본격적으로 tflite - ios tutorial 을 해보자.

본 포스트는 다음의 공식 tutorial code와 설명을 참고하여 만들어졌다. tflite-ios tutorial github link
2편까지는 공식 튜토리얼을 따라하며 감을 익혀보려한다.
튜토리얼을 원할하게 진행하기 위해서 해당 레포를 clone하고 시작하면 좋을 것 같다.
tflite에 대한 설명은 나중에 하려 한다. 일단 공식 튜토리얼을 진행하여 감을 익히면 좋을 것 같다.

Requirements

Device with iOS 12.0 or above
Xcode 10.0 or above
Valid Apple Developer ID
Xcode command-line tools (run xcode-select --install)
CocoaPods (run bash sudo gem install cocoapods)
Demo app은 iOS device가 필요하다. 그리고 iOS device의 camera를 사용한다.
물론 iPhone simulator로 빌드는 할 수 있지만, Camera not found error가 뜰 것.

Build and run

자... 이제 본격적으로 tflite 튜토리얼을 빌드해보려 한다. 위에 걸린 github 레포를 clone하고, lite/example/image_classification/ios 로 들어가면, 밑의 그림과 같이 구성된 디렉토리를 볼 수 있을 것 이다. 이전 포스트에서 cocoapod이라는 ios 의존성 관리 툴에 대해서 설명했었는데, 이를 설명한 이유가 여기 나온다. 해당 튜토리얼에서 사용하는 lib들은 cocoapod에 관리되고 있고 프로젝트를 빌드하기전 pod에 의해 관리되고 있는 lib들을 설치해주어야 한다. clone 한 뒤, 열어서 그냥 빌드를 하려하면 그림과 같은 build failed를 마주하게 될 것이다...
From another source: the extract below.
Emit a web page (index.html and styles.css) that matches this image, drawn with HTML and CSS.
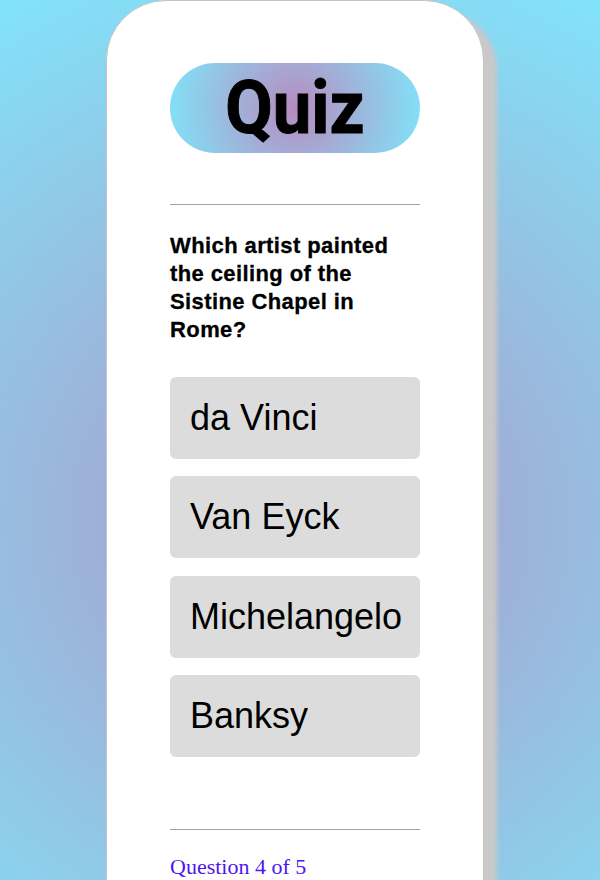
FILE: index.html
```html
<!DOCTYPE html>
<html lang="en">
<head>
<meta charset="utf-8">
<title>Quiz</title>
<link rel="stylesheet" href="styles.css">
</head>
<body>
<main class="card">
  <h1 class="title"><span class="title-text">Quiz</span></h1>
  <hr class="rule">
  <p class="question">Which artist painted the ceiling of the Sistine Chapel in Rome?</p>
  <div class="answers">
    <button class="answer">da Vinci</button>
    <button class="answer">Van Eyck</button>
    <button class="answer">Michelangelo</button>
    <button class="answer">Banksy</button>
  </div>
  <hr class="rule rule-bottom">
  <p class="progress">Question 4 of 5</p>
</main>
</body>
</html>
```

FILE: styles.css
```css
html {
  background: radial-gradient(circle at 50% 520px, #ad96c6 0, #80e6fb 620px);
}
::-webkit-scrollbar { width: 3px; }
::-webkit-scrollbar-track { background: #f1f1f1; }
::-webkit-scrollbar-thumb { background: #c1c1c1; }

body {
  margin: 0;
  padding: 0 0 0 106px;
  min-height: 1200px;
}

.card {
  width: 250px;
  padding: 62px 63px 200px;
  background: #fff;
  border: 1px solid #c4c4c4;
  border-radius: 60px 60px 0 0;
  box-shadow: 13px 10px 4px #c9c9c9;
}

.title {
  margin: 0;
  height: 90px;
  border-radius: 45px;
  background: radial-gradient(circle, #b88bc0, #80e4f9);
  font-family: Roboto, "Liberation Sans", sans-serif;
  font-weight: 700;
  font-size: 74px;
  line-height: 90px;
  text-align: center;
  color: #000;
}

.title-text {
  display: inline-block;
  transform: scaleX(0.93);
  -webkit-text-stroke: 1px #000;
}

.rule {
  margin: 51px 0 0;
  border: 0;
  border-top: 1px solid #a0a0a0;
  height: 0;
}

.question {
  margin: 27px 0 0;
  font-family: "Liberation Sans", Arial, sans-serif;
  font-weight: 700;
  font-size: 22px;
  line-height: 28px;
  letter-spacing: 0.4px;
  -webkit-text-stroke: 0.3px #000;
  color: #000;
}

.answers {
  margin-top: 33px;
  display: flex;
  flex-direction: column;
  gap: 17.33px;
}

.answer {
  display: block;
  width: 100%;
  height: 82px;
  padding: 0 20px;
  border: 0;
  border-radius: 6px;
  background: #dcdcdc;
  font-family: "Liberation Sans", Arial, sans-serif;
  font-size: 36px;
  color: #000;
  text-align: left;
}

.rule-bottom {
  margin-top: 72px;
}

.progress {
  margin: 24px 0 0;
  font-family: "Liberation Serif", serif;
  font-size: 22px;
  color: #4f16ef;
}
```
그림 1. lite/example/image_classification/ios , 바로 빌드를 한다면?

Install the library

Build를 하기 전, cocoapod을 이용하여 해당 튜토리얼에서 사용 할 lib를 설치해준다.
친절하게도 Podfile이 이미 존재하므로 우리는 간단한 pod 명령어만 입력해주면 된다.
밑의 코드와 같이 프로젝트 디렉토리로 들어가 pod install 을 해주자.
그리고 ImageClassification.xcworkspace (No ImageClassification.xcodeproj) 를 열어 실행시켜주면 된다 [2].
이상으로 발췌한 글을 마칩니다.